Data in this exercise:
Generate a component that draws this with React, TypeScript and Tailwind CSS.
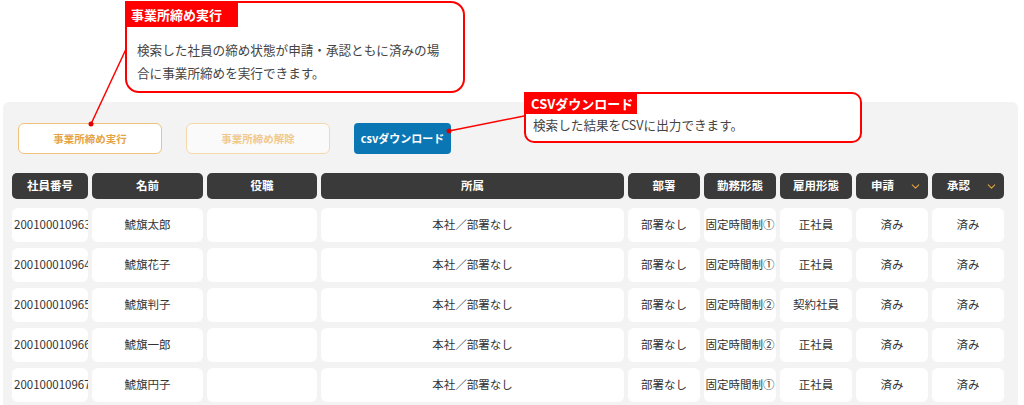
import React from 'react';
import { ChevronDown } from 'lucide-react';

interface Row {
    code: string;
    name: string;
    title: string;
    affiliation: string;
    dept: string;
    workStyle: string;
    employment: string;
    applied: string;
    approved: string;
}

const rows: Row[] = [
    { code: '2001000109631', name: '鯱旗太郎', title: '', affiliation: '本社／部署なし', dept: '部署なし', workStyle: '固定時間制①', employment: '正社員', applied: '済み', approved: '済み' },
    { code: '2001000109641', name: '鯱旗花子', title: '', affiliation: '本社／部署なし', dept: '部署なし', workStyle: '固定時間制①', employment: '正社員', applied: '済み', approved: '済み' },
    { code: '2001000109651', name: '鯱旗判子', title: '', affiliation: '本社／部署なし', dept: '部署なし', workStyle: '固定時間制②', employment: '契約社員', applied: '済み', approved: '済み' },
    { code: '2001000109661', name: '鯱旗一郎', title: '', affiliation: '本社／部署なし', dept: '部署なし', workStyle: '固定時間制②', employment: '正社員', applied: '済み', approved: '済み' },
    { code: '2001000109671', name: '鯱旗円子', title: '', affiliation: '本社／部署なし', dept: '部署なし', workStyle: '固定時間制①', employment: '正社員', applied: '済み', approved: '済み' },
];

const gridCols = 'grid grid-cols-[76px_111px_110px_303px_72px_72px_72px_72px_72px] gap-x-[4px]';

function HeaderCell({ label, filter }: { label: string; filter?: boolean }) {
    if (filter) {
        return (
            <div className="flex h-[26px] items-center justify-between rounded-[5px] bg-[#3a3a3a] pl-[15px] pr-[6px] text-[11.5px] font-bold text-white">
                <span>{label}</span>
                <ChevronDown size={13} strokeWidth={2} className="text-[#e6a23c]" />
            </div>
        );
    }
    return (
        <div className="flex h-[26px] items-center justify-center rounded-[5px] bg-[#3a3a3a] text-[11.5px] font-bold text-white">
            {label}
        </div>
    );
}

function Cell({ children, left }: { children?: React.ReactNode; left?: boolean }) {
    return (
        <div
            className={
                left
                    ? 'flex h-[34px] items-center overflow-hidden whitespace-nowrap rounded-[6px] bg-white pl-[2px] text-[11.5px] text-[#333]'
                    : 'flex h-[34px] items-center justify-center overflow-hidden whitespace-nowrap rounded-[6px] bg-white text-[11.5px] text-[#333]'
            }
        >
            {children}
        </div>
    );
}

export default function App() {
    return (
        <div className="relative h-[405px] w-[1024px] overflow-hidden bg-white font-['Noto_Sans_CJK_JP','Noto_Sans',sans-serif]">
            <div className="h-[102px]" />

            <div className="mx-[3px] h-[303px] w-[1015px] rounded-t-[6px] bg-[#f3f3f3] px-[9px] pt-[21px]">
                {/* buttons */}
                <div className="flex gap-[24px] pl-[6px]">
                    <button className="flex h-[31px] w-[144px] items-center justify-center rounded-[6px] border border-[#f0c27a] bg-white text-[10.5px] font-bold text-[#e5a443]">
                        事業所締め実行
                    </button>
                    <button className="flex h-[31px] w-[144px] items-center justify-center rounded-[6px] border border-[#f5d9aa] bg-[#fafafa] text-[10.5px] font-bold text-[#f1c98d]">
                        事業所締め解除
                    </button>
                    <button className="flex h-[31px] w-[97px] items-center justify-center rounded-[4px] bg-[#0a77b4] text-[11px] font-bold text-white">
                        csvダウンロード
                    </button>
                </div>

                {/* table */}
                <div className={`${gridCols} mt-[19px]`}>
                    <HeaderCell label="社員番号" />
                    <HeaderCell label="名前" />
                    <HeaderCell label="役職" />
                    <HeaderCell label="所属" />
                    <HeaderCell label="部署" />
                    <HeaderCell label="勤務形態" />
                    <HeaderCell label="雇用形態" />
                    <HeaderCell label="申請" filter />
                    <HeaderCell label="承認" filter />
                </div>

                <div className="mt-[9px] flex flex-col gap-[6px]">
                    {rows.map((row) => (
                        <div key={row.code} className={gridCols}>
                            <Cell left>{row.code}</Cell>
                            <Cell>{row.name}</Cell>
                            <Cell>{row.title}</Cell>
                            <Cell>{row.affiliation}</Cell>
                            <Cell>{row.dept}</Cell>
                            <Cell>{row.workStyle}</Cell>
                            <Cell>{row.employment}</Cell>
                            <Cell>{row.applied}</Cell>
                            <Cell>{row.approved}</Cell>
                        </div>
                    ))}
                </div>
            </div>

            {/* annotation leader lines */}
            <svg className="pointer-events-none absolute left-0 top-0" width="1024" height="405">
                <line x1="127" y1="47" x2="91" y2="124" stroke="#ff0000" strokeWidth="1.5" />
                <circle cx="91" cy="124" r="2.5" fill="#e00000" />
                <line x1="524" y1="116" x2="449" y2="131" stroke="#ff0000" strokeWidth="1.5" />
                <circle cx="449" cy="131" r="2.5" fill="#e00000" />
            </svg>

            {/* callout: 事業所締め実行 */}
            <div className="absolute left-[125px] top-[1px] h-[92px] w-[340px] overflow-hidden rounded-[14px] rounded-tl-none border-2 border-[#ff0000] bg-white">
                <div className="flex h-[24px] w-[111px] items-center pl-[4px] text-[13px] font-bold text-white bg-[#ff0000]">
                    事業所締め実行
                </div>
                <p className="pl-[10px] pt-[11px] text-[12.6px] leading-[23px] text-[#444]">
                    検索した社員の締め状態が申請・承認ともに済みの場
                    <br />
                    合に事業所締めを実行できます。
                </p>
            </div>

            {/* callout: CSVダウンロード */}
            <div className="absolute left-[524px] top-[92px] h-[51px] w-[338px] overflow-hidden rounded-[10px] rounded-tl-none border-2 border-[#ff0000] bg-white">
                <div className="flex h-[20px] w-[111px] items-center pl-[5px] text-[13px] font-bold text-white bg-[#ff0000]">
                    CSVダウンロード
                </div>
                <p className="pl-[7px] pt-[1px] text-[12.6px] leading-[20px] text-[#444]">
                    検索した結果をCSVに出力できます。
                </p>
            </div>
        </div>
    );
}
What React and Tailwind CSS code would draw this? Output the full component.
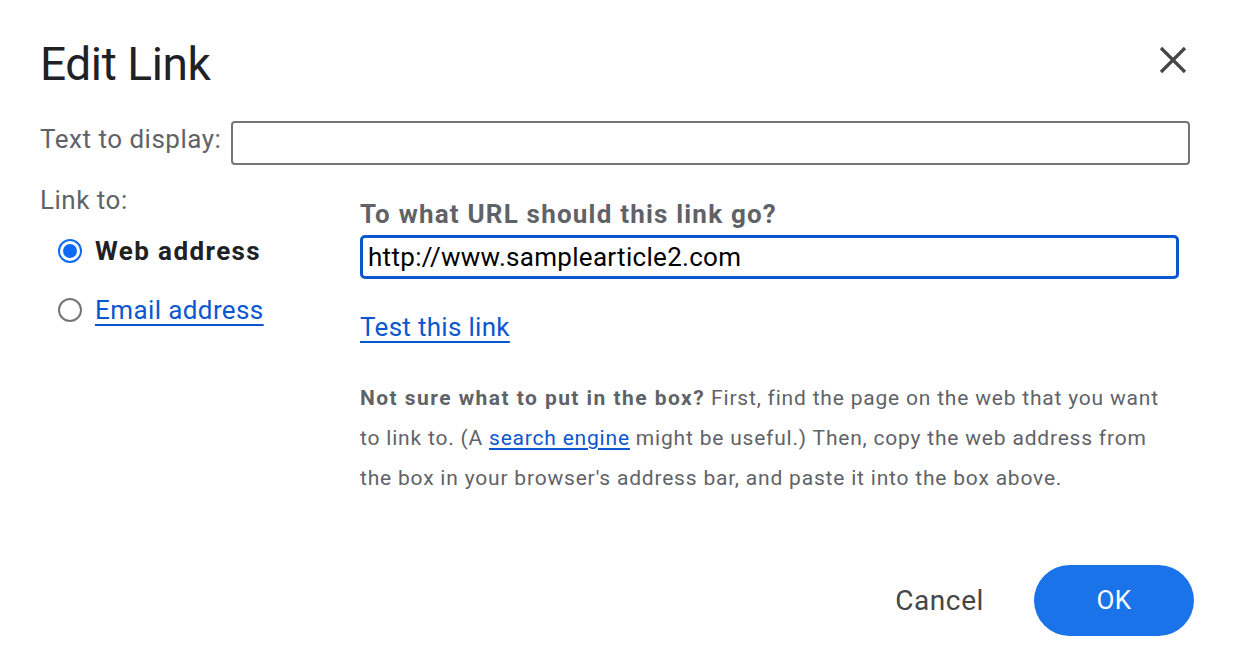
import { useState } from 'react';

const Radio = ({ checked }) => (
  <span className={`flex h-[24px] w-[24px] shrink-0 items-center justify-center rounded-full border-2 ${checked ? 'border-[#0b6bf5]' : 'border-[#757575]'}`}>
    {checked && <span className="h-[14px] w-[14px] rounded-full bg-[#0b6bf5]" />}
  </span>
);

const App = () => {
  const [url, setUrl] = useState('http://www.samplearticle2.com');

  return (
    <div className="min-h-[662px] w-[1240px] bg-white font-['Roboto',sans-serif] text-[#5f6368]">
      {/* Header */}
      <div className="flex items-start justify-between pl-[40px] pr-[53px] pt-[36px]">
        <h1 className="text-[46px] leading-[56px] font-normal tracking-[-0.4px] text-[#202124]">Edit Link</h1>
        <button className="mt-[10px] flex h-[28px] w-[28px] items-center justify-center text-[#444746]">
          <svg width="28" height="28" viewBox="0 0 28 28" fill="none" stroke="currentColor" strokeWidth="3.2">
            <path d="M2 2L26 26M26 2L2 26" />
          </svg>
        </button>
      </div>

      {/* Text to display */}
      <div className="mt-[29px] flex items-start gap-[10px] pl-[40px] pr-[50px]">
        <label className="mt-[2px] whitespace-nowrap text-[26px] leading-[32px] tracking-[0.5px]">Text to display:</label>
        <input className="h-[44px] flex-1 rounded-[4px] border-2 border-[#757575] px-2 text-[26px] outline-none" />
      </div>

      {/* Link to */}
      <div className="mt-[19px] flex pl-[40px] pr-[61px]">
        <div className="w-[320px] shrink-0">
          <div className="text-[26px] leading-[32px] tracking-[0.5px]">Link to:</div>
          <div className="mt-[19px] flex flex-col gap-[27px] pl-[18px]">
            <label className="flex h-[32px] items-center gap-[13px] text-[26px] font-bold tracking-[1.4px] text-[#202124]">
              <Radio checked />
              Web address
            </label>
            <label className="flex h-[32px] items-center gap-[13px] text-[26px] tracking-[0.4px]">
              <Radio />
              <a href="#" className="text-[#0b57d0] underline decoration-[2px] underline-offset-[5px]">Email address</a>
            </label>
          </div>
        </div>

        <div className="flex-1">
          <div className="mt-[14px] text-[26px] font-bold leading-[32px] tracking-[1.2px]">To what URL should this link go?</div>
          <input
            value={url}
            onChange={(e) => setUrl(e.target.value)}
            className="mt-[5px] h-[44px] w-full rounded-[5px] border-[3px] border-[#0b57d0] px-[5px] text-[26px] tracking-[0.3px] text-black outline-none"
          />
          <a href="#" className="mt-[32px] block w-fit text-[26px] leading-[32px] tracking-[0.3px] text-[#0b57d0] underline decoration-[2px] underline-offset-[5px]">
            Test this link
          </a>
          <p className="mt-[35px] whitespace-nowrap text-[21px] leading-[40px] tracking-[0.8px]">
            <span className="font-bold tracking-[1.45px]">Not sure what to put in the box?</span> First, find the page on the web that you want
            <br />
            to link to. (A <a href="#" className="text-[#0b57d0] underline underline-offset-[3px]">search engine</a> might be useful.) Then, copy the web address from
            <br />
            the box in your browser's address bar, and paste it into the box above.
          </p>
        </div>
      </div>

      {/* Footer */}
      <div className="mt-[67px] flex items-center justify-end gap-[50px] pr-[46px]">
        <button className="text-[28px] tracking-[0.6px] text-[#444746]">Cancel</button>
        <button className="h-[71px] w-[160px] rounded-full bg-[#1a73e8] text-[26px] tracking-[0.5px] text-white">OK</button>
      </div>
    </div>
  );
};

export default App;
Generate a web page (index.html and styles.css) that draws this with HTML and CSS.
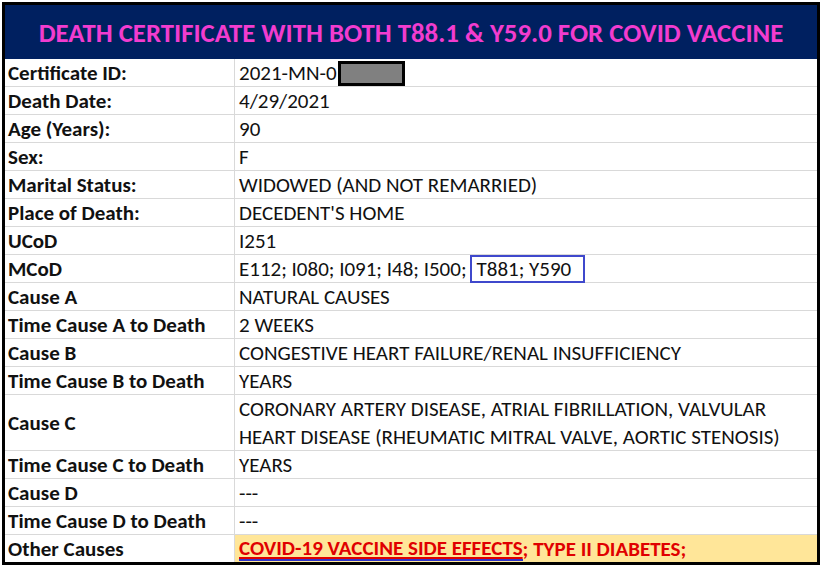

Work to be completed: Give the number of lines in the entries that include the string "with", and nothing more.

Full solution: 2